IŞİD VE SEÇİM KURGUSU
ABD'nin Irak Şam İslam Devleti'ni (IŞİD) bu dönemde sahneye sürmüş olması, bir rastlantı değildir. IŞİD'in saldırıları sayesinde, Kuzey Irak'taki Kürdistan Bölge Yönetimi (KBY), kurulduğu günden beri bağımsızlığını ilan etmeye en yakın hale geldiği dönemi yaşamaktadır. Kerkük'ün peşmergeler tarafından işgali, IŞİD öncesi bütün tarafları ayağa kaldıracak bir olayken, şimdi Irak'ın güvenliğini sağlamada görece rahat nefes almayı sağlayacak bir gelişme olarak değerlendirilmektedir. IŞİD, Türkmenlere karşı temizlik harekatına girişmişken, KBY'ye güvence vermektedir. Süreci örgütleyen ABD ise, Maliki'ye IŞİD'e karşı KBY ile yakın işbirliği önermektedir. Türkiye'ye önerilen de, IŞİD'e karşı KBY ve PKK ile işbirliğini güçlendirmektir.

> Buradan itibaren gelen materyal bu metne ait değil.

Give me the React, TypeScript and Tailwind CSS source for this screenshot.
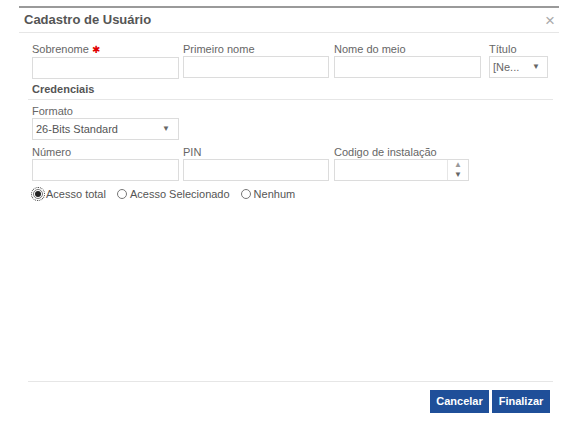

Ülkemize dayatılan Cumhurbaşkanlığı Seçimi kurgusu ile IŞİD saldırısının okları aynı hedefe yönelmektedir. Kılıçdaroğlu ve Bahçeli'nin İhsanoğlu'nu aday göstermelerinin sağlanması, yalnızca Erdoğan'ın seçimi kolaylıkla kazanmasını değil, aynı zamanda seçim sonrasında izleyeceği siyasetin peşinen meşrulaştırılmasını da amaçlamaktadır.
SAYGIYLA DUYURULUR
Böyle bir ortamda milleti seçeneksiz bırakarak devre dışı kılmak, en hafif deyimiyle aymazlıktır. Milletimiz, bütün bu tuzakların üstesinden gelecek güce sahiptir. Ama unutulmasın ki, tarihin kimin hakkında hangi kaydı düşeceği temyize açık değildir. İlgili bütün taraflara saygıyla duyurulur.